#### What the task requires
Transcribe the records that follow, preserving every word.

[Records with interface code]
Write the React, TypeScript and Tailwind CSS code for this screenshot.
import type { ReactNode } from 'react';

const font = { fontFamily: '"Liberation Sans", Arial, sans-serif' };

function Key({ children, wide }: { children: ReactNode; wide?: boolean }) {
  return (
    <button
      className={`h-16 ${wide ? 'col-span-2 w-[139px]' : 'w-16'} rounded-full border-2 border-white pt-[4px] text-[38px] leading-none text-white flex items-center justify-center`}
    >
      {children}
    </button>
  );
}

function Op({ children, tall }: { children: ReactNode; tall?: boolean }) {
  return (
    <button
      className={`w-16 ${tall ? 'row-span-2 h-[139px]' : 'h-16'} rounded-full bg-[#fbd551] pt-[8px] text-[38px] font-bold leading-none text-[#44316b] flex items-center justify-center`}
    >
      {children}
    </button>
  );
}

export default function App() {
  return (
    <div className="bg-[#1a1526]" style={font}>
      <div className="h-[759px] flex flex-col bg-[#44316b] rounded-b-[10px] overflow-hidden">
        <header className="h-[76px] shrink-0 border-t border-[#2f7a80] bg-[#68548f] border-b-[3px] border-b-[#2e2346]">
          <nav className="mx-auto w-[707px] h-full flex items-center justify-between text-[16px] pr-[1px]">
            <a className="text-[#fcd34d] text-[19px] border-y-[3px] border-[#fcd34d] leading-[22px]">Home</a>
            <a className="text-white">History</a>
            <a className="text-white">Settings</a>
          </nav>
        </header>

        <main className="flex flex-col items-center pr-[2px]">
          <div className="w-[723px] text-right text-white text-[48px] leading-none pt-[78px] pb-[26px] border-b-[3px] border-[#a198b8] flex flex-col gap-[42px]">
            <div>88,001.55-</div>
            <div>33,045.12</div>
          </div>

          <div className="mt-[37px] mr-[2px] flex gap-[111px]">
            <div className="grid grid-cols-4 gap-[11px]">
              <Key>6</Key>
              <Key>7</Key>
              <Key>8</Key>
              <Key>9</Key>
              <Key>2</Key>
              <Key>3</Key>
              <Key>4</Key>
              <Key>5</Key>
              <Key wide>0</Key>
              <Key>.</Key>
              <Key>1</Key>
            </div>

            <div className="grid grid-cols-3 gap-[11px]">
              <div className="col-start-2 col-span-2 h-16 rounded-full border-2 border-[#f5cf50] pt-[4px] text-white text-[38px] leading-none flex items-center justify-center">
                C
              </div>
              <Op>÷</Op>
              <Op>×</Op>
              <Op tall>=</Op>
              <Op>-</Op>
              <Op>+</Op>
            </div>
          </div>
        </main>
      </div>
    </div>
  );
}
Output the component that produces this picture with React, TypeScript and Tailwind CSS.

#### Solved problem
Write the React, TypeScript and Tailwind CSS code for this screenshot.
import type { ReactNode } from 'react';

const font = { fontFamily: '"Liberation Sans", Arial, sans-serif' };

function Key({ children, wide }: { children: ReactNode; wide?: boolean }) {
  return (
    <button
      className={`h-16 ${wide ? 'col-span-2 w-[139px]' : 'w-16'} rounded-full border-2 border-white pt-[4px] text-[38px] leading-none text-white flex items-center justify-center`}
    >
      {children}
    </button>
  );
}

function Op({ children, tall }: { children: ReactNode; tall?: boolean }) {
  return (
    <button
      className={`w-16 ${tall ? 'row-span-2 h-[139px]' : 'h-16'} rounded-full bg-[#fbd551] pt-[8px] text-[38px] font-bold leading-none text-[#44316b] flex items-center justify-center`}
    >
      {children}
    </button>
  );
}

export default function App() {
  return (
    <div className="bg-[#1a1526]" style={font}>
      <div className="h-[759px] flex flex-col bg-[#44316b] rounded-b-[10px] overflow-hidden">
        <header className="h-[76px] shrink-0 border-t border-[#2f7a80] bg-[#68548f] border-b-[3px] border-b-[#2e2346]">
          <nav className="mx-auto w-[707px] h-full flex items-center justify-between text-[16px] pr-[1px]">
            <a className="text-[#fcd34d] text-[19px] border-y-[3px] border-[#fcd34d] leading-[22px]">Home</a>
            <a className="text-white">History</a>
            <a className="text-white">Settings</a>
          </nav>
        </header>

        <main className="flex flex-col items-center pr-[2px]">
          <div className="w-[723px] text-right text-white text-[48px] leading-none pt-[78px] pb-[26px] border-b-[3px] border-[#a198b8] flex flex-col gap-[42px]">
            <div>88,001.55-</div>
            <div>33,045.12</div>
          </div>

          <div className="mt-[37px] mr-[2px] flex gap-[111px]">
            <div className="grid grid-cols-4 gap-[11px]">
              <Key>6</Key>
              <Key>7</Key>
              <Key>8</Key>
              <Key>9</Key>
              <Key>2</Key>
              <Key>3</Key>
              <Key>4</Key>
              <Key>5</Key>
              <Key wide>0</Key>
              <Key>.</Key>
              <Key>1</Key>
            </div>

            <div className="grid grid-cols-3 gap-[11px]">
              <div className="col-start-2 col-span-2 h-16 rounded-full border-2 border-[#f5cf50] pt-[4px] text-white text-[38px] leading-none flex items-center justify-center">
                C
              </div>
              <Op>÷</Op>
              <Op>×</Op>
              <Op tall>=</Op>
              <Op>-</Op>
              <Op>+</Op>
            </div>
          </div>
        </main>
      </div>
    </div>
  );
}
Output the component that produces this picture with React, TypeScript and Tailwind CSS.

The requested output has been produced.